Practical Applications of Magic Methods

1. Implementing a Decorator Class

class Logger:
    def __init__(self, func):
        self.func = func

    def __call__(self, *args, **kwargs):
        print(f"Calling function: {self.func.__name__}")
        result = self.func(*args, **kwargs)
        print(f"Function returned: {result}")
        return result

@Logger
def add(a, b):
    return a + b

print(add(2, 3))
# Output:
# Calling function: add
# Function returned: 5
# 5

2. Implementing Attribute Access Control

class Protected:
    def __init__(self):
        self._protected_data = "protected data"
        self.__private_data = "private data"

    def __getattribute__(self, name):
        print(f"Attempting to access attribute: {name}")
        return super().__getattribute__(name)

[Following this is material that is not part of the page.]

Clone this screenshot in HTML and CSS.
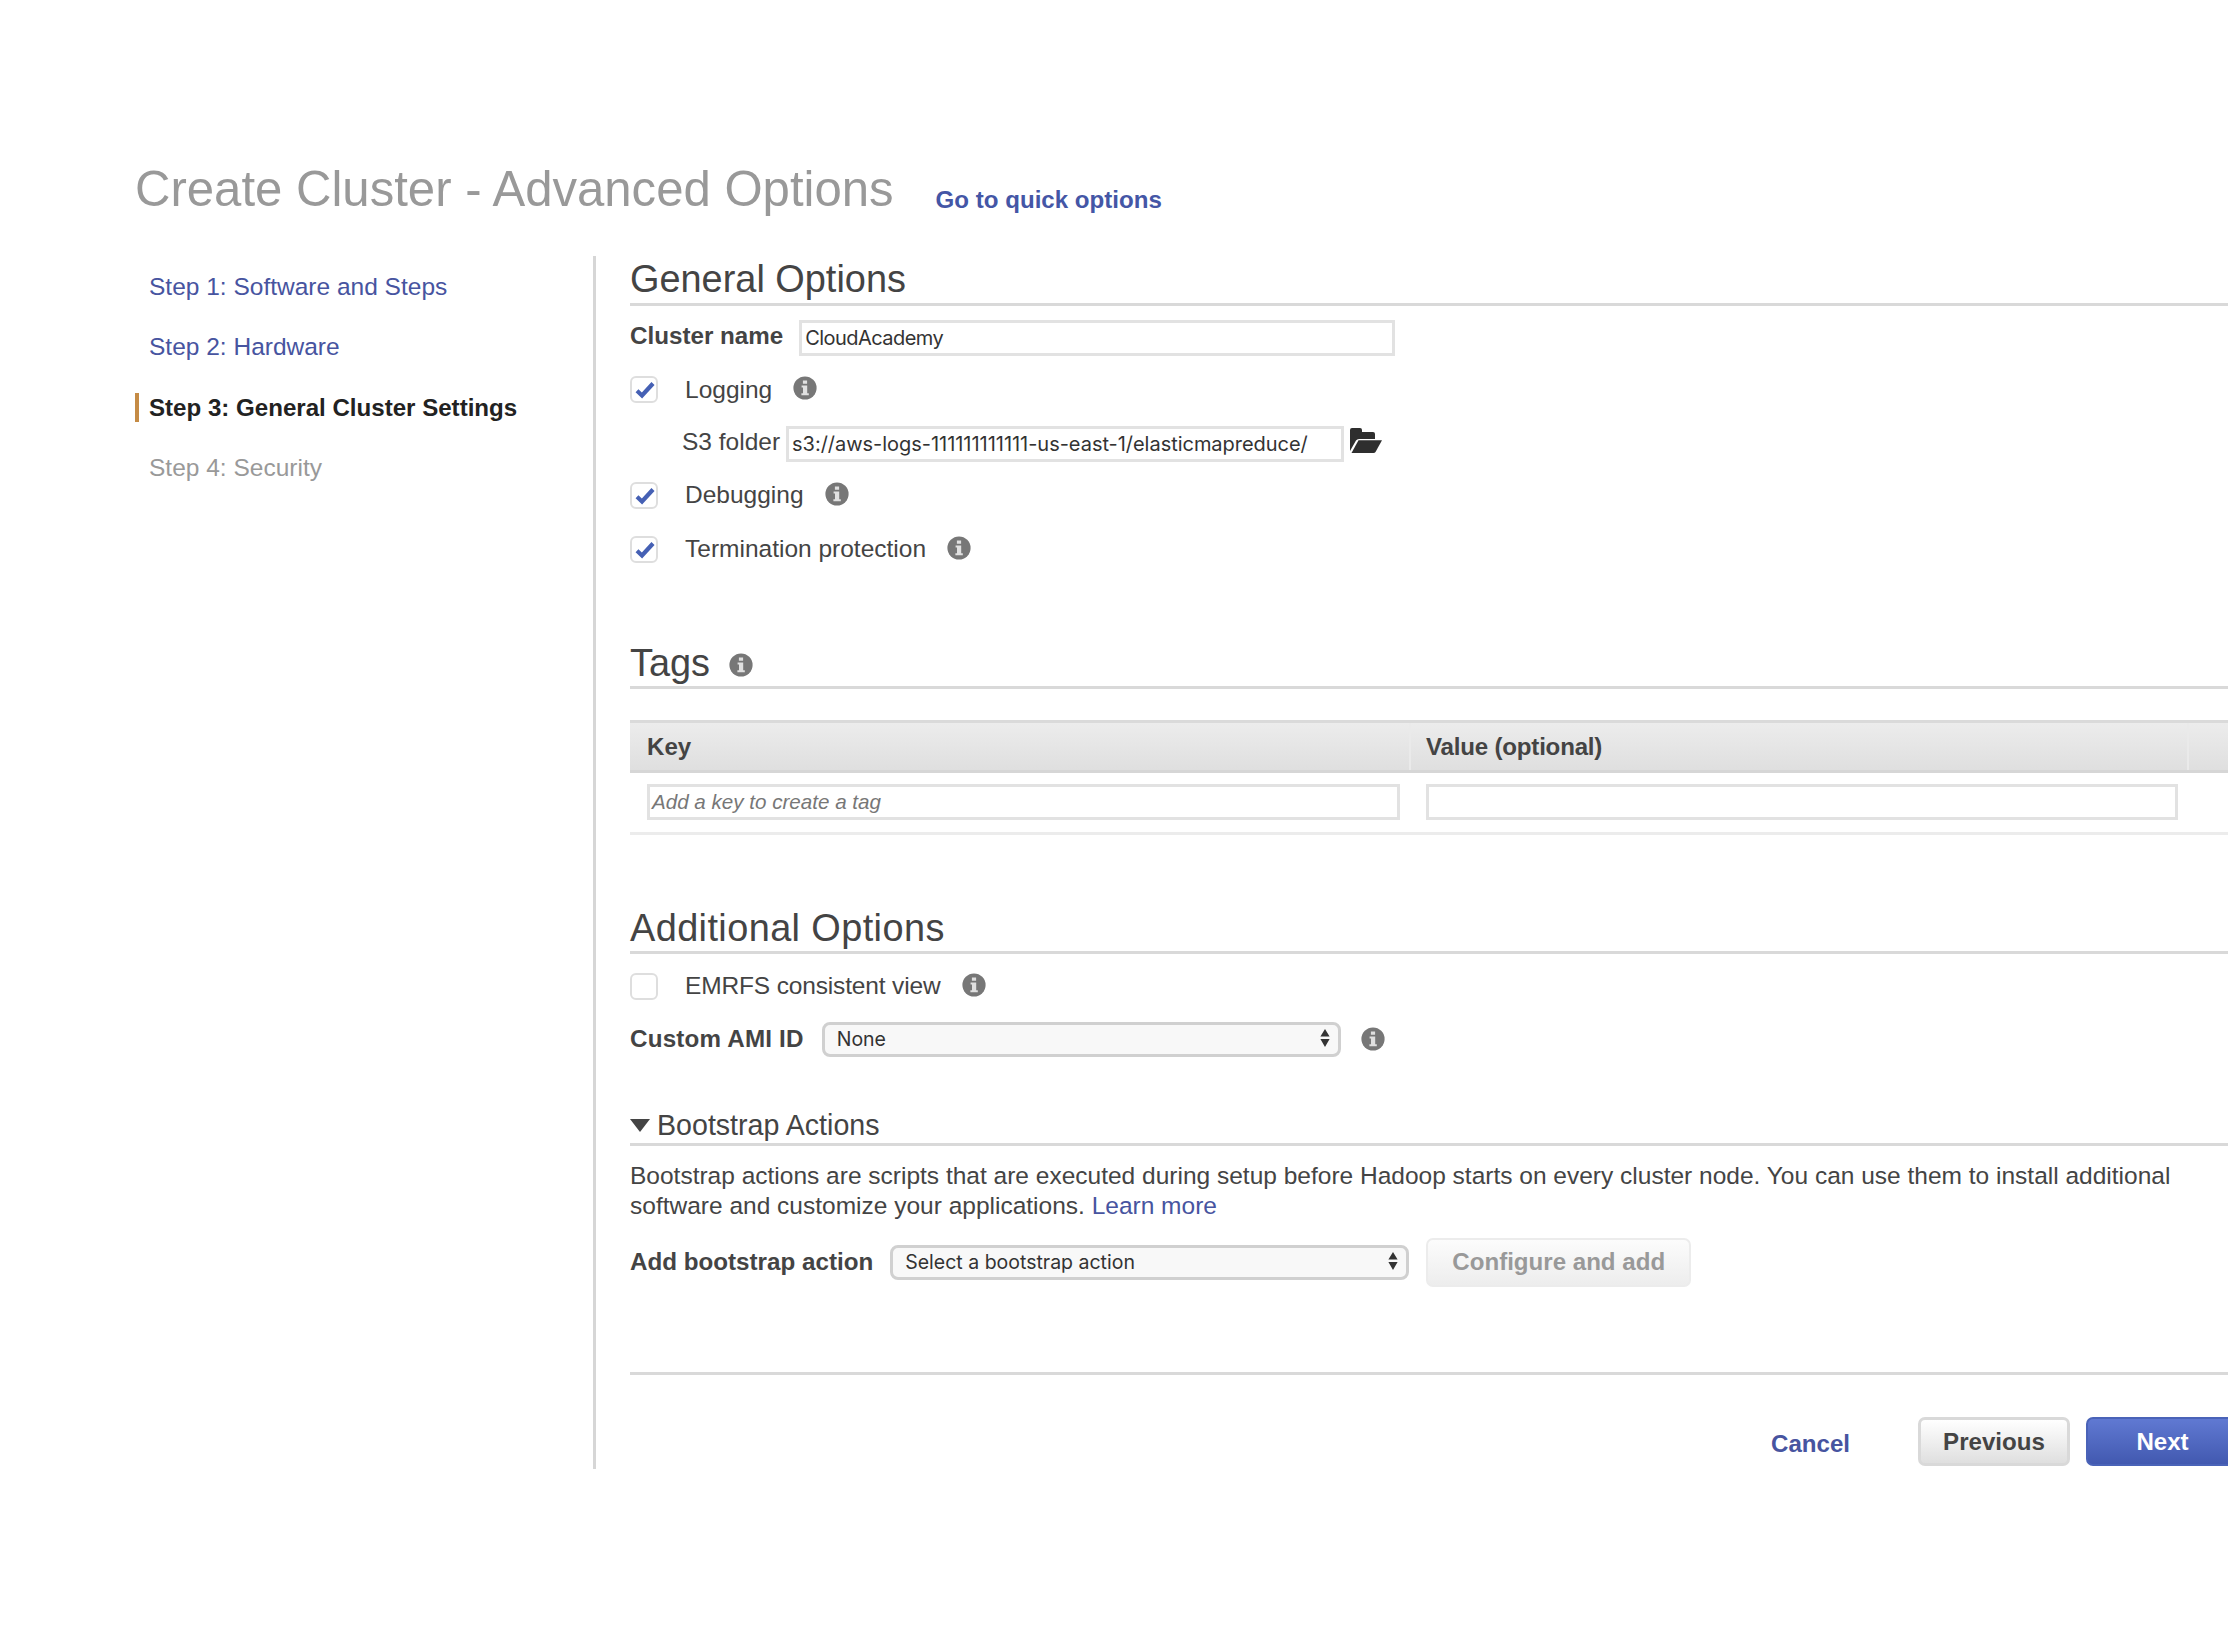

    def __setattr__(self, name, value):
        print(f"Setting attribute: {name} = {value}")
        super().__setattr__(name, value)

    def __delattr__(self, name):
        print(f"Deleting attribute: {name}")
        super().__delattr__(name)

p = Protected()
print(p._protected_data)
p.new_attr = "new attribute"
del p.new_attr

3. Implementing the Iterator Pattern

class Countdown:
    def __init__(self, start):
        self.start = start

    def __iter__(self):
        return self

    def __next__(self):
        if self.start <= 0:
            raise StopIteration
        current = self.start
        self.start -= 1
        return current

for num in Countdown(5):
    print(num, end=" ")
# Output: 5 4 3 2 1

Notes

Do not overuse magic methods; only implement them when you truly need to change default behavior.

Maintain consistency: when implementing comparison operators, provide the full set or use functools.total_ordering .

Performance considerations: magic method calls add overhead; be cautious in performance‑critical code.

Documentation: clearly describe custom magic method behavior in your class docs.

Summary

Python's magic methods give object‑oriented programming great flexibility, allowing developers to customize class behavior in many situations. By using them wisely, you can create intuitive, Pythonic classes, but they should be applied judiciously.